教訓と示唆:東ティモールの経験から何を学ぶか
東ティモールの平和構築における困難と失敗事例からは、現在の平和構築活動や国際協力の実務に活かせる多くの教訓が得られます。
- ローカル・オーナーシップの深化と忍耐: 国際社会は「ローカル・オーナーシップ」を掲げるだけでなく、真に現地政府や市民社会が主導権を持ち、持続可能な能力を構築できるよう、長期的な視点で、忍耐強く支援を行う必要があります。性急な権限移譲は、かえって空白を生み出すリスクがあります。

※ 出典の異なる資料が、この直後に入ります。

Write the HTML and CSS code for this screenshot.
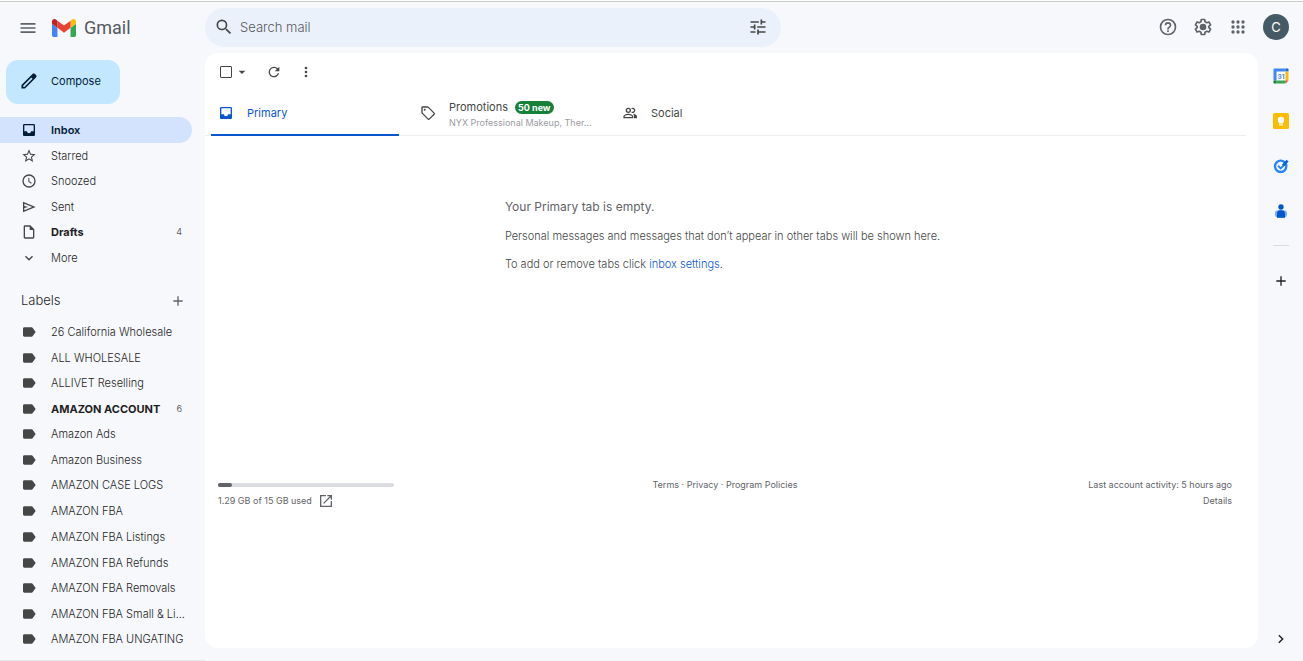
FILE: index.html
```
<!DOCTYPE html>
<html lang="en">
<head>
  <meta charset="UTF-8">
  <meta name="viewport" content="width=device-width, initial-scale=1.0">
  <title>Inbox - Gmail</title>
  <link rel="stylesheet" href="styles.css">
</head>
<body>

  <!-- Shared icon shapes -->
  <svg class="sprite" aria-hidden="true">
    <symbol id="i-inbox" viewBox="0 0 24 24"><path d="M19 3H5c-1.100 0-2 .9-2 2v14c0 1.100.9 2 2 2h14c1.100 0 2-.9 2-2V5c0-1.100-.9-2-2-2zm0 11h-4c0 1.660-1.340 3-3 3s-3-1.340-3-3H5V5h14v9z"/></symbol>
    <symbol id="i-label" viewBox="0 0 24 24"><path d="M17.630 5.840C17.270 5.330 16.670 5 16 5L5 5c-1.100 0-2 .9-2 2v10c0 1.100.9 2 2 2h11c.670 0 1.270-.330 1.630-.840L22 12z"/></symbol>
    <symbol id="i-plus" viewBox="0 0 24 24"><path d="M19 13h-6v6h-2v-6H5v-2h6V5h2v6h6z"/></symbol>
  </svg>

  <header class="header">
    <div class="brand">
      <button class="icon-btn" aria-label="Main menu">
        <svg class="icon-20" viewBox="0 0 24 24"><path d="M3 18h18v-2H3zm0-5h18v-2H3zm0-7v2h18V6z"/></svg>
      </button>
      <a class="logo" href="#">
        <svg viewBox="52 42 88 66" width="24" height="18" aria-hidden="true">
          <path fill="#4285f4" d="M58 108h14V74L52 59v43c0 3.320 2.690 6 6 6"/>
          <path fill="#34a853" d="M120 108h14c3.320 0 6-2.690 6-6V59l-20 15"/>
          <path fill="#fbbc04" d="M120 48v26l20-15v-8c0-7.420-8.470-11.650-14.400-7.200"/>
          <path fill="#ea4335" d="M72 74V48l24 18 24-18v26L96 92"/>
          <path fill="#c5221f" d="M52 51v8l20 15V48l-5.600-4.200c-5.940-4.450-14.400-.22-14.400 7.200"/>
        </svg>
        <span>Gmail</span>
      </a>
    </div>

    <form class="search">
      <button class="icon-btn" type="button" aria-label="Search">
        <svg class="icon-20" viewBox="0 0 24 24"><path d="M15.500 14h-.790l-.280-.270A6.470 6.470 0 0 0 16 9.500 6.500 6.500 0 1 0 9.500 16c1.610 0 3.090-.590 4.230-1.570l.270.280v.790l5 4.990L20.490 19zm-6 0a4.500 4.500 0 1 1 0-9 4.500 4.500 0 0 1 0 9z"/></svg>
      </button>
      <input type="text" placeholder="Search mail" aria-label="Search mail">
      <button class="icon-btn" type="button" aria-label="Show search options">
        <svg class="icon-20" viewBox="0 0 24 24"><path d="M3 17v2h6v-2zM3 5v2h10V5zm10 16v-2h8v-2h-8v-2h-2v6zM7 9v2H3v2h4v2h2V9zm14 4v-2H11v2zm-6-4h2V7h4V5h-4V3h-2z"/></svg>
      </button>
    </form>

    <div class="account">
      <button class="icon-btn" aria-label="Support">
        <svg class="icon-20" viewBox="0 0 24 24"><path d="M11 18h2v-2h-2zm1-16a10 10 0 1 0 0 20 10 10 0 0 0 0-20zm0 18a8 8 0 1 1 0-16 8 8 0 0 1 0 16zm0-14a4 4 0 0 0-4 4h2c0-1.100.9-2 2-2s2 .9 2 2c0 2-3 1.750-3 5h2c0-2.250 3-2.500 3-5a4 4 0 0 0-4-4z"/></svg>
      </button>
      <button class="icon-btn" aria-label="Settings">
        <svg class="icon-20" viewBox="0 0 24 24"><path fill="none" stroke="currentColor" stroke-width="2" stroke-linejoin="round" d="M10 3h4l.5 2.700 2 1.150 2.600-.9 2 3.450-2.100 1.800v1.600l2.100 1.800-2 3.450-2.600-.9-2 1.150L14 21h-4l-.5-2.700-2-1.150-2.600.9-2-3.450L5 12.800v-1.600L2.900 9.400l2-3.450 2.600.9 2-1.150z"/><circle cx="12" cy="12" r="4"/></svg>
      </button>
      <button class="icon-btn" aria-label="Google apps">
        <svg class="icon-20" viewBox="0 0 24 24"><circle cx="6" cy="6" r="2"/><circle cx="12" cy="6" r="2"/><circle cx="18" cy="6" r="2"/><circle cx="6" cy="12" r="2"/><circle cx="12" cy="12" r="2"/><circle cx="18" cy="12" r="2"/><circle cx="6" cy="18" r="2"/><circle cx="12" cy="18" r="2"/><circle cx="18" cy="18" r="2"/></svg>
      </button>
      <button class="avatar" aria-label="Google Account">C</button>
    </div>
  </header>

  <div class="layout">
    <nav class="sidebar">
      <button class="compose">
        <svg class="icon-20" viewBox="0 0 24 24"><path d="M20.410 4.940l-1.350-1.350c-.780-.780-2.050-.780-2.830 0L3 16.820V21h4.180L20.410 7.770c.790-.780.790-2.050 0-2.830zm-14 14.120L5 19v-1.360l9.820-9.820 1.410 1.410z"/></svg>
        Compose
      </button>

      <ul class="nav-list">
        <li><a class="active" href="#"><svg class="icon-16"><use href="#i-inbox"/></svg><span>Inbox</span></a></li>
        <li><a href="#"><svg class="icon-16" viewBox="0 0 24 24"><path d="M22 9.240l-7.190-.620L12 2 9.190 8.630 2 9.240l5.460 4.730L5.820 21 12 17.270 18.180 21l-1.630-7.030zM12 15.400l-3.760 2.270 1-4.280-3.320-2.880 4.380-.380L12 6.100l1.710 4.040 4.380.380-3.320 2.880 1 4.280z"/></svg><span>Starred</span></a></li>
        <li><a href="#"><svg class="icon-16" viewBox="0 0 24 24"><path d="M12 2a10 10 0 1 0 0 20 10 10 0 0 0 0-20zm0 18a8 8 0 1 1 0-16 8 8 0 0 1 0 16zm.5-13H11v6l4.200 3.200.9-1.400-3.600-2.600z"/></svg><span>Snoozed</span></a></li>
        <li><a href="#"><svg class="icon-16" viewBox="0 0 24 24"><path d="M3 4v16l19-8zm2 3l11.850 5L5 17v-3.500l6-1.500-6-1.500z"/></svg><span>Sent</span></a></li>
        <li><a class="unread" href="#"><svg class="icon-16" viewBox="0 0 24 24"><path d="M14 2H6c-1.100 0-2 .9-2 2v16c0 1.100.9 2 2 2h12c1.100 0 2-.9 2-2V8zM6 20V4h7v5h5v11z"/></svg><span>Drafts</span><small>4</small></a></li>
        <li><a href="#"><svg class="icon-16" viewBox="0 0 24 24"><path d="M16.590 8.590L12 13.170 7.410 8.590 6 10l6 6 6-6z"/></svg><span>More</span></a></li>
      </ul>

      <div class="labels-head">
        <h2>Labels</h2>
        <button class="icon-btn" aria-label="Create new label"><svg class="icon-16"><use href="#i-plus"/></svg></button>
      </div>

      <ul class="nav-list">
        <li><a href="#"><svg class="icon-16"><use href="#i-label"/></svg><span>26 California Wholesale</span></a></li>
        <li><a href="#"><svg class="icon-16"><use href="#i-label"/></svg><span>ALL WHOLESALE</span></a></li>
        <li><a href="#"><svg class="icon-16"><use href="#i-label"/></svg><span>ALLIVET Reselling</span></a></li>
        <li><a class="unread" href="#"><svg class="icon-16"><use href="#i-label"/></svg><span>AMAZON ACCOUNT</span><small>6</small></a></li>
        <li><a href="#"><svg class="icon-16"><use href="#i-label"/></svg><span>Amazon Ads</span></a></li>
        <li><a href="#"><svg class="icon-16"><use href="#i-label"/></svg><span>Amazon Business</span></a></li>
        <li><a href="#"><svg class="icon-16"><use href="#i-label"/></svg><span>AMAZON CASE LOGS</span></a></li>
        <li><a href="#"><svg class="icon-16"><use href="#i-label"/></svg><span>AMAZON FBA</span></a></li>
        <li><a href="#"><svg class="icon-16"><use href="#i-label"/></svg><span>AMAZON FBA Listings</span></a></li>
        <li><a href="#"><svg class="icon-16"><use href="#i-label"/></svg><span>AMAZON FBA Refunds</span></a></li>
        <li><a href="#"><svg class="icon-16"><use href="#i-label"/></svg><span>AMAZON FBA Removals</span></a></li>
        <li><a href="#"><svg class="icon-16"><use href="#i-label"/></svg><span>AMAZON FBA Small &amp; Li...</span></a></li>
        <li><a href="#"><svg class="icon-16"><use href="#i-label"/></svg><span>AMAZON FBA UNGATING</span></a></li>
        <li><a href="#"><svg class="icon-16"><use href="#i-label"/></svg><span>AMAZON Seller</span></a></li>
      </ul>
    </nav>

    <main class="mail">
      <div class="toolbar">
        <input class="select-all" type="checkbox" aria-label="Select all">
        <button class="icon-btn" aria-label="Select options"><svg class="icon-16" viewBox="0 0 24 24"><path d="M7 10l5 5 5-5z"/></svg></button>
        <button class="icon-btn" aria-label="Refresh"><svg class="icon-16" viewBox="0 0 24 24"><path d="M17.650 6.350A8 8 0 1 0 19.730 14h-2.080A6 6 0 1 1 12 6c1.660 0 3.140.690 4.220 1.780L13 11h7V4z"/></svg></button>
        <button class="icon-btn" aria-label="More options"><svg class="icon-16" viewBox="0 0 24 24"><circle cx="12" cy="6" r="2"/><circle cx="12" cy="12" r="2"/><circle cx="12" cy="18" r="2"/></svg></button>
      </div>

      <div class="tabs" role="tablist">
        <button class="tab selected" role="tab" aria-selected="true">
          <svg class="icon-16"><use href="#i-inbox"/></svg>
          <span class="tab-name">Primary</span>
        </button>
        <button class="tab" role="tab">
          <svg class="icon-16" viewBox="0 0 24 24"><path fill="none" stroke="currentColor" stroke-width="2" stroke-linejoin="round" d="M3 3.800c0-.5.300-.8.800-.8h7.400c.5 0 1 .2 1.400.6l8.200 8.200c.7.700.7 1.700 0 2.400l-6.600 6.600c-.7.700-1.700.7-2.400 0l-8.200-8.200c-.4-.4-.6-.9-.6-1.400z"/><circle cx="7" cy="7" r="1.500"/></svg>
          <span class="tab-text">
            <span class="tab-name">Promotions <b class="badge">50 new</b></span>
            <span class="tab-senders">NYX Professional Makeup, Ther...</span>
          </span>
        </button>
        <button class="tab" role="tab">
          <svg class="icon-16" viewBox="0 0 24 24"><path fill="none" stroke="currentColor" stroke-width="2" d="M3 19v-1.500c0-2 3.500-3.500 6.500-3.500s6.500 1.500 6.500 3.500V19zM14.500 5.400a3 3 0 1 1 0 5.200"/><circle cx="9.500" cy="8" r="3" fill="none" stroke="currentColor" stroke-width="2"/><path d="M16.700 13.200c3 .5 5.800 2 5.800 4.300V20H18v-2.500c0-1.800-.5-3.200-1.300-4.300z"/></svg>
          <span class="tab-name">Social</span>
        </button>
      </div>

      <section class="empty">
        <h1>Your Primary tab is empty.</h1>
        <p>Personal messages and messages that don’t appear in other tabs will be shown here.</p>
        <p>To add or remove tabs click <a href="#">inbox settings</a>.</p>
      </section>

      <footer class="footer">
        <div class="storage">
          <div class="meter"><div class="meter-fill"></div></div>
          <a href="#">1.29 GB of 15 GB used
            <svg class="icon-16" viewBox="0 0 24 24"><path d="M19 19H5V5h7V3H3v18h18v-9h-2zM14 3v2h3.590l-9.830 9.830 1.410 1.410L19 6.410V10h2V3z"/></svg>
          </a>
        </div>
        <div class="legal"><a href="#">Terms</a> · <a href="#">Privacy</a> · <a href="#">Program Policies</a></div>
        <div class="activity">Last account activity: 5 hours ago<br><a href="#">Details</a></div>
      </footer>
    </main>

    <aside class="rail">
      <button class="icon-btn" aria-label="Calendar">
        <svg class="icon-16" viewBox="0 0 32 32"><path fill="#fff" d="M7 7h18v18H7z"/><path fill="#4285f4" d="M3 1h22v6H7v18H1V3c0-1 1-2 2-2z"/><path fill="#1967d2" d="M25 1h4c1 0 2 1 2 2v4h-6z"/><path fill="#fbbc04" d="M25 7h6v18h-6z"/><path fill="#34a853" d="M7 25h18v6H7z"/><path fill="#188038" d="M1 25h6v6H3c-1 0-2-1-2-2z"/><path fill="#ea4335" d="M25 25h6l-6 6z"/><text x="16" y="21" text-anchor="middle">31</text></svg>
      </button>
      <button class="icon-btn" aria-label="Keep">
        <svg class="icon-16" viewBox="0 0 16 16"><rect width="16" height="16" rx="1.500" fill="#fbbc04"/><circle cx="8" cy="7" r="3.200" fill="#fff"/><path fill="#fff" d="M6 9h4v1.500H6zm0 2.200h4v1.300H6z"/></svg>
      </button>
      <button class="icon-btn" aria-label="Tasks">
        <svg class="icon-16" viewBox="0 0 24 24"><circle cx="11.500" cy="12.500" r="8.500" fill="none" stroke="#2684fc" stroke-width="3.500"/><path fill="none" stroke="#2684fc" stroke-width="3" d="M7.500 11.500l4 4 6-6"/><path fill="none" stroke="#0066da" stroke-width="4" d="M15 11l7-7"/></svg>
      </button>
      <button class="icon-btn" aria-label="Contacts">
        <svg class="icon-16" viewBox="0 0 24 24"><circle cx="12" cy="6" r="4" fill="#0057cc"/><rect x="3" y="11" width="18" height="11" rx="5" fill="#7baaf7"/><path fill="#0057cc" d="M6 22v-6c0-3 2-5 5-5h2c3 0 5 2 5 5v6z"/></svg>
      </button>
      <hr>
      <button class="icon-btn dark" aria-label="Get add-ons"><svg class="icon-16"><use href="#i-plus"/></svg></button>
      <button class="icon-btn dark collapse" aria-label="Hide side panel"><svg class="icon-16" viewBox="0 0 24 24"><path d="M9.500 5.500L8 7l5 5-5 5 1.500 1.500L16 12z"/></svg></button>
    </aside>
  </div>

</body>
</html>
```
FILE: styles.css
```
* {
  box-sizing: border-box;
}

body {
  margin: 0;
  height: 100vh;
  display: flex;
  flex-direction: column;
  overflow: hidden;
  border-top: 1px solid #fff;
  background-color: #f6f8fc;
  color: #444746;
  font-family: Inter, Roboto, sans-serif;
  font-size: 11px;
  line-height: 16px;
}

a {
  color: inherit;
  text-decoration: none;
}

button {
  padding: 0;
  border: 0;
  background: none;
  color: inherit;
  font: inherit;
  cursor: pointer;
}

svg {
  display: block;
  flex: none;
  fill: currentColor;
}

ul {
  list-style: none;
  margin: 0;
  padding: 0;
}

.sprite {
  position: absolute;
  width: 0;
  height: 0;
}

.icon-16 {
  width: 16px;
  height: 16px;
}

.icon-20 {
  width: 20px;
  height: 20px;
}

.icon-btn {
  display: flex;
  align-items: center;
  justify-content: center;
  color: #5f6368;
}

/* Header */
.header {
  display: flex;
  align-items: center;
  height: 52px;
  flex: none;
  border-top: 1px solid #c8cdc8;
  padding-right: 14px;
}

.brand {
  display: flex;
  align-items: center;
  width: 205px;
  gap: 14px;
  padding-left: 18px;
  flex: none;
}

.logo {
  display: flex;
  align-items: center;
  gap: 8px;
  color: #55585c;
  font-family: Roboto, sans-serif;
  font-size: 18px;
  line-height: 24px;
}

.search {
  display: flex;
  align-items: center;
  flex: 0 1 576px;
  height: 39px;
  padding: 0 13px 2px 9px;
  border-radius: 20px;
  background-color: #eaf1fb;
}

.search .icon-btn {
  color: #444746;
}

.search input {
  flex: 1;
  min-width: 0;
  padding: 0 6px;
  border: 0;
  outline: 0;
  background: none;
  color: #444746;
  font: inherit;
  font-size: 13px;
  font-weight: 300;
}

.search input::placeholder {
  color: #55585c;
  opacity: 1;
}

.account {
  display: flex;
  align-items: center;
  gap: 15px;
  margin-left: auto;
  padding-bottom: 2px;
}

.avatar {
  width: 26px;
  height: 26px;
  border-radius: 50%;
  background-color: #455a64;
  color: #fff;
  font-size: 13px;
}

.layout {
  display: flex;
  flex: 1;
  min-height: 0;
}

/* Sidebar */
.sidebar {
  width: 205px;
  flex: none;
  overflow: hidden;
  padding-top: 7px;
  border-bottom: 1px solid #e3e5e8;
}

.compose {
  display: flex;
  align-items: center;
  gap: 12px;
  height: 44px;
  margin: 0 0 13px 6px;
  padding: 0 19px 2px 13px;
  border-radius: 12px;
  background-color: #c2e7ff;
  color: #001d35;
}

.nav-list {
  width: 192px;
  font-weight: 300;
}

.nav-list li {
  height: 26px;
}

.nav-list li:nth-child(even) {
  height: 25px;
}

.nav-list li:nth-child(8n) {
  height: 26px;
}

.nav-list a {
  display: flex;
  align-items: center;
  gap: 14px;
  height: 100%;
  padding: 0 10px 0 21px;
  border-radius: 0 13px 13px 0;
  white-space: nowrap;
}

.nav-list span {
  color: #1f1f1f;
}

.nav-list small {
  margin-left: auto;
  font-size: 9px;
  font-weight: 400;
  color: #5f6368;
}

.nav-list .active {
  background-color: #d3e3fd;
  color: #001d35;
  font-weight: 600;
}

.nav-list .active span {
  color: #001d35;
}

.nav-list .unread span {
  font-weight: 700;
}

.labels-head {
  display: flex;
  align-items: center;
  justify-content: space-between;
  width: 192px;
  margin: 18px 0 6px;
  padding: 0 6px 0 21px;
}

.labels-head h2 {
  margin: 0;
  color: #1f1f1f;
  font-size: 13px;
  font-weight: 300;
  line-height: 25px;
}

/* Mail area */
.mail {
  flex: 1;
  min-width: 0;
  margin-bottom: 13px;
  border-radius: 13px;
  background-color: #fff;
}

.toolbar {
  display: flex;
  align-items: center;
  gap: 16px;
  height: 39px;
  padding: 0 0 2px 15px;
}

.select-all {
  appearance: none;
  width: 12px;
  height: 12px;
  margin: 0 -14px 0 0;
  border: 1px solid #444746;
  border-radius: 1px;
}

.toolbar .icon-btn {
  color: #444746;
}

.tabs {
  display: flex;
  gap: 14px;
  height: 44px;
  margin-right: 12px;
  padding-left: 6px;
  border-bottom: 1px solid #eceef0;
}

.tab {
  display: flex;
  align-items: center;
  gap: 13px;
  width: 188px;
  height: 44px;
  padding: 0 0 0 7px;
  border-bottom: 2px solid transparent;
  text-align: left;
  white-space: nowrap;
}

.tab.selected {
  border-bottom-color: #0b57d0;
  color: #0b57d0;
}

.tab-text {
  padding-top: 3px;
}

.tab-name {
  display: block;
}

.tab-senders {
  display: block;
  color: #9a9c9f;
  font-size: 9px;
}

.badge {
  display: inline-block;
  margin-left: 4px;
  padding: 0 3px;
  border-radius: 7px;
  background-color: #188038;
  color: #fff;
  font-size: 9px;
  line-height: 13px;
}

.empty {
  width: fit-content;
  margin: 61px auto 0;
  padding-right: 18px;
  color: #444746;
  font-weight: 300;
}

.empty h1 {
  margin: 0 0 11px;
  color: #5f6368;
  font-size: 12px;
  font-weight: 400;
  line-height: 20px;
}

.empty p {
  margin: 0 0 12px;
}

.empty a {
  color: #0b57d0;
}

.footer {
  display: grid;
  grid-template-columns: 1fr auto 1fr;
  margin-top: 205px;
  padding: 0 26px 0 13px;
  color: #5f6368;
  font-size: 9px;
}

.meter {
  width: 176px;
  height: 4px;
  margin: 6px 0;
  border-radius: 2px;
  background-color: #dadce0;
}

.meter-fill {
  width: 8%;
  height: 100%;
  border-radius: 2px;
  background-color: #5f6368;
}

.storage a {
  display: flex;
  gap: 6px;
}

.activity {
  text-align: right;
}

/* Right rail */
.rail {
  display: flex;
  flex-direction: column;
  align-items: center;
  gap: 29px;
  width: 45px;
  flex: none;
  padding: 15px 0 14px;
}

.rail text {
  fill: #4285f4;
  font-size: 13px;
  font-weight: 700;
}

.rail hr {
  width: 16px;
  margin: -3px 0 -2px;
  border: 0;
  border-top: 1px solid #dadce0;
}

.rail .dark {
  color: #1f1f1f;
}

.rail .collapse {
  margin-top: auto;
}
```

- 国際アクター間の連携強化と包括的なアプローチ: 国連ミッション、ドナー、NGOなど、多様なアクターが目標を共有し、効果的に連携することが不可欠です。また、政治・安全保障、司法・治安、経済開発、社会サービス、和解といった複数の側面に対して、包括的かつ整合性の取れたアプローチが求められます。
- 経済開発と貧困削減の重要性: 平和の定着には、治安の安定だけでなく、経済的な機会の創出と貧困の削減が不可欠です。特に若年層の雇用問題への対策は、将来的な不安定化を防ぐ上で極めて重要です。経済開発は平和構築の周辺的な要素ではなく、中核的な要素として位置づけるべきです。
- 司法・治安セクター改革(SSR)の継続的な支援: 公正で信頼される司法・治安セクターの構築は、法の支配を確立し、国民の安全を保障する上で不可欠です。これは一朝一夕に達成できるものではなく、組織文化の変革や能力向上、規律の確立に向けた継続的かつ丁寧な支援が必要です。
- 歴史的背景と国内構造の深い理解: 外部からの支援を行う際には、対象国の複雑な歴史的背景、社会構造、国内アクター間の力学を深く理解することが不可欠です。表面的な制度構築だけでなく、なぜその制度が機能しないのか、どのような根深い対立や不満があるのかを把握し、それに対処するアプローチを構築する必要があります。
- 出口戦略の検討と持続可能性: 国際ミッションの終了や支援の縮小を見据えた出口戦略は重要ですが、それは現地の持続可能な能力が十分に構築された上で行われるべきです。外部支援が撤退した後に、現地が自立して平和を維持・強化できるかという視点が常に求められます。
まとめ:過去の失敗から未来への指針を
東ティモールの独立後の経験は、平和構築がいかに複雑で困難なプロセスであるかを改めて示しています。単に紛争を停止させるだけでなく、社会の深部に根差した分断や不満に対処し、機能する国家機構、公正な社会経済システム、そして人々の間の信頼を再構築することが求められます。
東ティモールの事例は、国際社会の関与が持つ可能性と同時に、その限界や意図せぬ結果をも示唆しています。私たち国際協力に携わる者は、過去の失敗事例から謙虚に学び、対象国の文脈を深く理解し、現地の声に耳を傾けながら、より効果的で持続可能な平和構築アプローチを追求していく必要があります。東ティモールの経験は、そのための貴重な指針を与えてくれるものと言えるでしょう。